◆ **Exercise description**
Extract every line that contains the string "React".

====== Given data

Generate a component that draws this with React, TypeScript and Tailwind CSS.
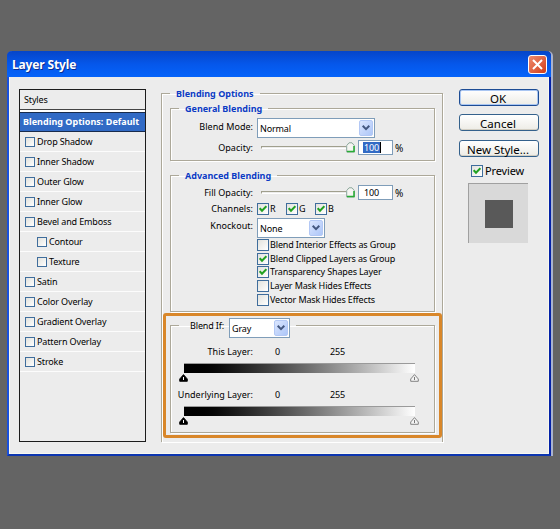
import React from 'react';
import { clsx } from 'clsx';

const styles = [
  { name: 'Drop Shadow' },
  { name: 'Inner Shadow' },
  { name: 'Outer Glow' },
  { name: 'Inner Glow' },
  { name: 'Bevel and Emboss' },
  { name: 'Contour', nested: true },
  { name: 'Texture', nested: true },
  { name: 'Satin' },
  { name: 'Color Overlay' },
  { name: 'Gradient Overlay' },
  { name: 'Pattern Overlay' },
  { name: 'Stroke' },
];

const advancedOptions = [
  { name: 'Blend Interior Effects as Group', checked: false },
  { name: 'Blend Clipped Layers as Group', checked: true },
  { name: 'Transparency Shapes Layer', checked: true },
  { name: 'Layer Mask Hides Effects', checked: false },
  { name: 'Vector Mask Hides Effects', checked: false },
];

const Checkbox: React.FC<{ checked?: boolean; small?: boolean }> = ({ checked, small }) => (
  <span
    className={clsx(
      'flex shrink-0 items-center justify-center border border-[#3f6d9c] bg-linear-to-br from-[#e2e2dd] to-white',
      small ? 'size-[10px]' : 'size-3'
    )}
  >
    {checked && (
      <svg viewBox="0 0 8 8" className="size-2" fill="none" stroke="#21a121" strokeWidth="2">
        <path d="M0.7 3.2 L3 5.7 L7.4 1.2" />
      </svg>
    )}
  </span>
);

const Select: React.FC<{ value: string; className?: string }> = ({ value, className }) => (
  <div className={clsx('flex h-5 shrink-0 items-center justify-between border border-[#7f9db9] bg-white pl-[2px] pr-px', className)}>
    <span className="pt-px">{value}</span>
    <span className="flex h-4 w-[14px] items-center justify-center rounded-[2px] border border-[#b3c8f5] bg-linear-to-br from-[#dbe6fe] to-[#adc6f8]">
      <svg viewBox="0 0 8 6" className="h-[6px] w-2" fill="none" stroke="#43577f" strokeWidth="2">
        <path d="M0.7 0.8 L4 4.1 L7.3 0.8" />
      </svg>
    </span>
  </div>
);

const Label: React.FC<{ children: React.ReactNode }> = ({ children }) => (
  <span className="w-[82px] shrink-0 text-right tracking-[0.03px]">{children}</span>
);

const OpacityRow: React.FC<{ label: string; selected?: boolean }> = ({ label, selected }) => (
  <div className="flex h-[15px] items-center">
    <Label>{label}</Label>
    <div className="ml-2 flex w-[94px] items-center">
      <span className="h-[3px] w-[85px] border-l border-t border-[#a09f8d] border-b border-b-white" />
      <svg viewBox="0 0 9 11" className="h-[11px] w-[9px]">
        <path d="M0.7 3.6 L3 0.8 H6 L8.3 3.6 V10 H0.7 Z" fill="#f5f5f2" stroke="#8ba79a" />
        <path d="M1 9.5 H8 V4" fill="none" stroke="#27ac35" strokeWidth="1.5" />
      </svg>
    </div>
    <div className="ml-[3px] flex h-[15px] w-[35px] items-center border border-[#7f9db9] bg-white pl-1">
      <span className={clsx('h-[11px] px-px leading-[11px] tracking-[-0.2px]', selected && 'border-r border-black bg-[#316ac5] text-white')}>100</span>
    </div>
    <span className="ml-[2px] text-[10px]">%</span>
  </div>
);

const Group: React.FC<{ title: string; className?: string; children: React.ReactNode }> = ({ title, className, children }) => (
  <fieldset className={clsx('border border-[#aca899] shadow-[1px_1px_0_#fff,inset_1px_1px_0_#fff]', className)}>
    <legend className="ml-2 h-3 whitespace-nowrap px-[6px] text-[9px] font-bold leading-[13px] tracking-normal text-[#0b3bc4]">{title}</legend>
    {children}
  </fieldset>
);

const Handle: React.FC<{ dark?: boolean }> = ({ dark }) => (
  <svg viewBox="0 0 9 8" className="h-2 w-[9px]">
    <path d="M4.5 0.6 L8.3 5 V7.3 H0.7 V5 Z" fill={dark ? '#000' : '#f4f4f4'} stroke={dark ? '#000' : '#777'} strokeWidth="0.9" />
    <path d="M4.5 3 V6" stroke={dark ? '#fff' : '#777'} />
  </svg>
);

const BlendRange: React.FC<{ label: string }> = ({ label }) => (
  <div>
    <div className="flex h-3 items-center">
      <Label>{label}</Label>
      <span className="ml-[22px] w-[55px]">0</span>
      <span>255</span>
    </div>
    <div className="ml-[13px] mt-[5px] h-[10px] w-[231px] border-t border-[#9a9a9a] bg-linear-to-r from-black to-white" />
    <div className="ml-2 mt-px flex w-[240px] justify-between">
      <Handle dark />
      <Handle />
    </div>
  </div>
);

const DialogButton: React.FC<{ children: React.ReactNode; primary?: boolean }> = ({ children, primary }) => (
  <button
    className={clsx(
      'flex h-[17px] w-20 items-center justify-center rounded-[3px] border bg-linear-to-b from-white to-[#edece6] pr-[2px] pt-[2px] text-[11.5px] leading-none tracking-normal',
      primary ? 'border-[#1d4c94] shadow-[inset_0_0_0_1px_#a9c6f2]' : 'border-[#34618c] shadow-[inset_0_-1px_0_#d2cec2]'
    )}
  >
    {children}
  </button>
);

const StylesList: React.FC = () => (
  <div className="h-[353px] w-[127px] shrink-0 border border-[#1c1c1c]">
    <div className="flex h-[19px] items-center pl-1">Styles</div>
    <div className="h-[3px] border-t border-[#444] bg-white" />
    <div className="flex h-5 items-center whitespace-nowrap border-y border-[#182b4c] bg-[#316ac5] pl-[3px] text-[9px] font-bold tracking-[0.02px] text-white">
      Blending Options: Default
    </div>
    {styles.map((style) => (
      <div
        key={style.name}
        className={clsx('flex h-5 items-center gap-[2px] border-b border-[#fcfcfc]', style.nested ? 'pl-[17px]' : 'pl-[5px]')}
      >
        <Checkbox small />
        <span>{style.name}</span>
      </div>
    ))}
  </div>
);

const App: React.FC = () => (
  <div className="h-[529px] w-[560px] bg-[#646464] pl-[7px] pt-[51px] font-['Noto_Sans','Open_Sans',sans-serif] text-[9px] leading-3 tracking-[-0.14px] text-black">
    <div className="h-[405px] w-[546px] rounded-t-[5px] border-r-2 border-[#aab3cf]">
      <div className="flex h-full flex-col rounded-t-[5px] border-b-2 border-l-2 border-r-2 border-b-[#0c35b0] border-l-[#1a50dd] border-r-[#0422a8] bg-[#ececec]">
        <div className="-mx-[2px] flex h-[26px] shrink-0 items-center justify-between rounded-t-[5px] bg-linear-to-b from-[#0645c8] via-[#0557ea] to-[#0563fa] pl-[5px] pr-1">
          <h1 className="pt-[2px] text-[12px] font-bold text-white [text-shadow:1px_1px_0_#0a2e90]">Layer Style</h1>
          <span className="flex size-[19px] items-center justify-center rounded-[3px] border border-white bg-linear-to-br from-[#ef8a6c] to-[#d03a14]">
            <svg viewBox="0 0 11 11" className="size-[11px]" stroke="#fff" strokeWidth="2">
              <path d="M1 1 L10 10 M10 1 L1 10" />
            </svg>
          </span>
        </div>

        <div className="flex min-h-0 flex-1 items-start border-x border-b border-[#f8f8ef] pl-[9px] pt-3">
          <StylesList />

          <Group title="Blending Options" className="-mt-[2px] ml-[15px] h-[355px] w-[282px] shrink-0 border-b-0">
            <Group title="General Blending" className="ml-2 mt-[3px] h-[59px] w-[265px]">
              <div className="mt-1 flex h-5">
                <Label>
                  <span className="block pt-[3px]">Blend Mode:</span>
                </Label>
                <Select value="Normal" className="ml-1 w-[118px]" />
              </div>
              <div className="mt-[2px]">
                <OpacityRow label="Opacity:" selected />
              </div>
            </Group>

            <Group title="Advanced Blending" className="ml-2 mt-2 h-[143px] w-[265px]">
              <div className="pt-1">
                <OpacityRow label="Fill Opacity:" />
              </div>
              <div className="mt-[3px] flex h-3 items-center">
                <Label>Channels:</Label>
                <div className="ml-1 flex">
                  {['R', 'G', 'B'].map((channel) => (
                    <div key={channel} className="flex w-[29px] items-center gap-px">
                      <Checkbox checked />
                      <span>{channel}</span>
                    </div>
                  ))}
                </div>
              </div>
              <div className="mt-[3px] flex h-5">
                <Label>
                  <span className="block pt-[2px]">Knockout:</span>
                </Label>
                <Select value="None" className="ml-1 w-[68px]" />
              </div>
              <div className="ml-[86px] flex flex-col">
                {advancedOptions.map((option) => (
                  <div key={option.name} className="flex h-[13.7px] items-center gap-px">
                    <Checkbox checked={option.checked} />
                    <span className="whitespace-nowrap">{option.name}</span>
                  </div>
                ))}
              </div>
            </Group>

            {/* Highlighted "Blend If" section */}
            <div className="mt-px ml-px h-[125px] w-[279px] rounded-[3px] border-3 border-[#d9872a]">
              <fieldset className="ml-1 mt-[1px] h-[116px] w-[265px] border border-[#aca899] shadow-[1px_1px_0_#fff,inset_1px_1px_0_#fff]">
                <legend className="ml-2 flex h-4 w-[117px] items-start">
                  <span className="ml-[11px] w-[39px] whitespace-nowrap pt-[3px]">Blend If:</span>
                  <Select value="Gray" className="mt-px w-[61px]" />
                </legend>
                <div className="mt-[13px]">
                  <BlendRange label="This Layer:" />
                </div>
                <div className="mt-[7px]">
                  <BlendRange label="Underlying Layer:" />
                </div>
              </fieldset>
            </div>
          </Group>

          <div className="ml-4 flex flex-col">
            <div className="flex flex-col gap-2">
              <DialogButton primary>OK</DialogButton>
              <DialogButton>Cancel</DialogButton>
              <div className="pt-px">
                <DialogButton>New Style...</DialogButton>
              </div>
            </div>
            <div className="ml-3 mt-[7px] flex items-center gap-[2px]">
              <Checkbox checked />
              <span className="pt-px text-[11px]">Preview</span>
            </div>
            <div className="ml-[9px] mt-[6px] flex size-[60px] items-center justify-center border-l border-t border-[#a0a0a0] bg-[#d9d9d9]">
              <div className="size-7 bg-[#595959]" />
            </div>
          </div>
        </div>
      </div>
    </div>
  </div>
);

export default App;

============

◆ **The answer**
Generate a component that draws this with React, TypeScript and Tailwind CSS.
import React from 'react';
const Checkbox: React.FC<{ checked?: boolean; small?: boolean }> = ({ checked, small }) => (
const Select: React.FC<{ value: string; className?: string }> = ({ value, className }) => (
const Label: React.FC<{ children: React.ReactNode }> = ({ children }) => (
const OpacityRow: React.FC<{ label: string; selected?: boolean }> = ({ label, selected }) => (
const Group: React.FC<{ title: string; className?: string; children: React.ReactNode }> = ({ title, className, children }) => (
const Handle: React.FC<{ dark?: boolean }> = ({ dark }) => (
const BlendRange: React.FC<{ label: string }> = ({ label }) => (
const DialogButton: React.FC<{ children: React.ReactNode; primary?: boolean }> = ({ children, primary }) => (
const StylesList: React.FC = () => (
const App: React.FC = () => (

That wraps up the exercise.